Thursday, July 9, 2020

Bursts of Potential

Going through my Reds binder the other day, one of the things I noticed was that the Reds world, probably like most of the rest of baseball, is littered with prospects that never made it or players that showed signs of potential for a year or two and then fizzled out. Some of these players I remember, some I've honestly never heard of in my life.

I thought it would be fun to look at a few random cards I pulled out of my Reds binder just for this occasion.

The card you see at the top is of Scott Williamson, one time Reds fireballing reliever who was crucial to the surprise Wild Card run the team had in 1999 that culminated with them losing 6-0 in a play-in game against the Mets. Williamson had probably his best season in the bigs that year too. He made his only All-Star Game and also won the NL Rookie of the Year Award, besting players like Preston Wilson and Warren Morris (who?). After that season, he had a few more seasons with the Reds, nothing like that rookie season, and then bounced around to the Red Sox, Cubs, Padres, and Orioles.

Ben Broussard never appeared in a game with the Reds (would this then count as a "zero-year" card?) as was swapped to Cleveland for Russell Branyan in the summer of 2002. Broussard had a good run at the Cleveland first baseman from 2003-2006 as was a decent bat for some of those early 2000s Indians clubs that were just right on the verge of making the playoffs. 

When the Reds picked Ty Howington out of high school in the first round of the 1999 Draft, everyone at the time was predicting he would be anchoring the Reds pitching staff by the mid part of the 2000s. Ultimately, that never happened. He debuted at age 19 for Low-A Dayton in 2000, went 5-15 over 26 starts and pitched 141 innings.

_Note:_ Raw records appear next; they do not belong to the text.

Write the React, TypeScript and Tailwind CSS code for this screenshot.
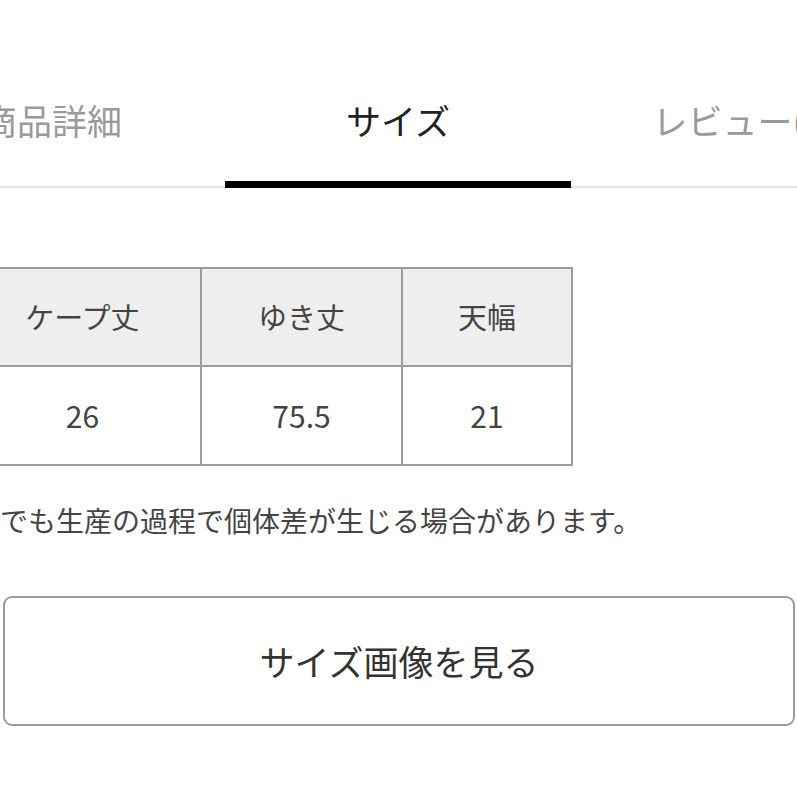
import React from 'react';

const font = { fontFamily: '"Noto Sans CJK JP", "Noto Sans", sans-serif' };

function Tab({ label, active }: { label: string; active?: boolean }) {
  return (
    <div className="flex w-[346px] shrink-0 flex-col">
      <div
        className={`flex h-[181px] items-center justify-center whitespace-nowrap pt-[57px] text-[35px] leading-none ${
          active ? 'text-[#222222]' : 'text-[#9a9a9a]'
        }`}
      >
        {label}
      </div>
      {active ? (
        <div className="h-[7px] bg-black" />
      ) : (
        <div className="h-[7px] border-b-2 border-[#e6e6e6]" />
      )}
    </div>
  );
}

const headers = ['ケープ丈', 'ゆき丈', '天幅'];
const values = ['26', '75.5', '21'];
const widths = ['w-[237px]', 'w-[201px]', 'w-[170px]'];

export default function App() {
  return (
    <div className="h-[797px] w-[797px] overflow-hidden bg-white" style={font}>
      <div className="ml-[-121px] flex">
        <Tab label="商品詳細" />
        <Tab label="サイズ" active />
        <Tab label="レビュー(0)" />
      </div>

      <div className="ml-[-37px] mt-[79px] flex w-max flex-col border-l-2 border-t-2 border-[#9c9c9c]">
        <div className="flex bg-[#eeeeee]">
          {headers.map((h, i) => (
            <div
              key={h}
              className={`${widths[i]} flex h-[98px] items-center justify-center border-b-2 border-r-2 border-[#9c9c9c] text-[29px] text-[#444444]`}
            >
              {h}
            </div>
          ))}
        </div>
        <div className="flex bg-white">
          {values.map((v, i) => (
            <div
              key={i}
              className={`${widths[i]} flex h-[99px] items-center justify-center border-b-2 border-r-2 border-[#9c9c9c] text-[30px] text-[#444444]`}
            >
              {v}
            </div>
          ))}
        </div>
      </div>

      <p className="mt-[34px] whitespace-nowrap text-[28px] leading-[40px] text-[#444444]">
        でも生産の過程で個体差が生じる場合があります。
      </p>

      <button className="mx-[3px] mt-[56px] flex h-[130px] w-[792px] items-center justify-center rounded-[9px] border-2 border-[#9c9c9c] bg-white text-[35px] text-[#333333]">
        サイズ画像を見る
      </button>
    </div>
  );
}
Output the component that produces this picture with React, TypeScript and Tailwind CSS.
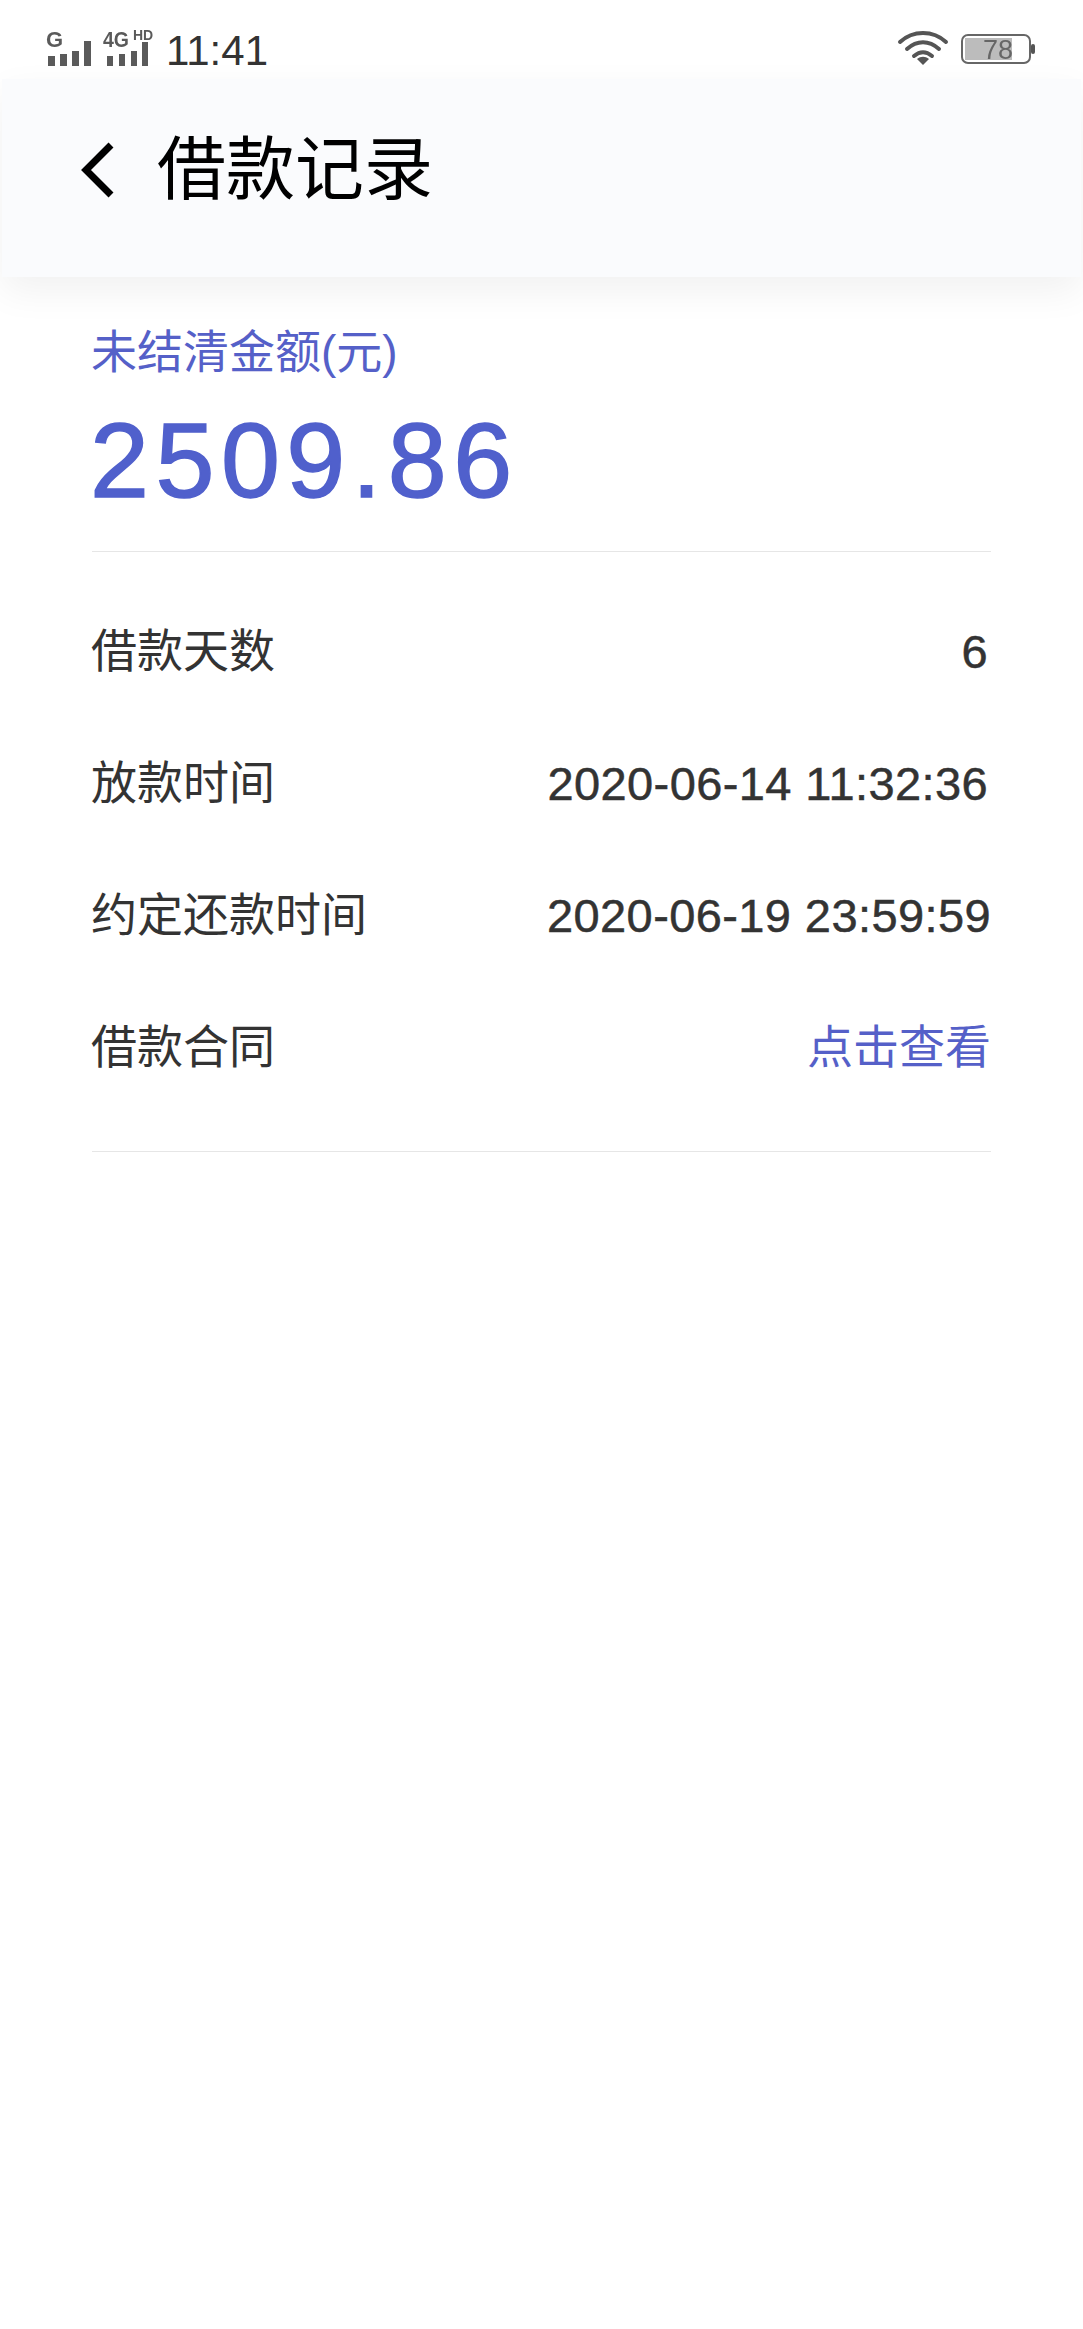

He spent the next few seasons battling arm and elbow injuries in the lower minors of the Reds system, never advancing as high as Double-A Chattanooga as was out of organized baseball entirely by 2005. 

Brandon Larson was touted as the Reds third baseman of the future in the early 2000s. He tore up minor league pitching and was a late season call-up for a struggling Reds team in 2001. In 35 plate appearances, he hit a paltry .121/.171/.182. Compare that to the .255/.312/.415 line he had in Louisville. He bounced between the Reds and Triple-A Louisville over the next few seasons and in 109 total MLB games between 2001-2004 with the Reds ended up with a career .179 average. Meanwhile, third base would be held down by a rotating door of players like Ryan Freel, Joe Randa, and Edwin Encarnacion to name a few.


  1. I don't doubt the Reds had a lot of these kinds of dudes, but I'm not sure if any team can rival the sheer amount of failed Cubs prospects from this era. (Corey Patterson, Hee Seop Choi, etc., etc.)

  2. Wow, Scott Williamson was the only name I recognized from this group, and even then only because I remembered his stint with Boston.

  3. I was organizing my Oakland A's autograph & memorabilia card collection a few months ago when I realized there a bunch of guys I had never even heard of or barely even knew. I now have them in their own gallery called "Men of Mystery". On the bright side... it motivated me to look them up on Google.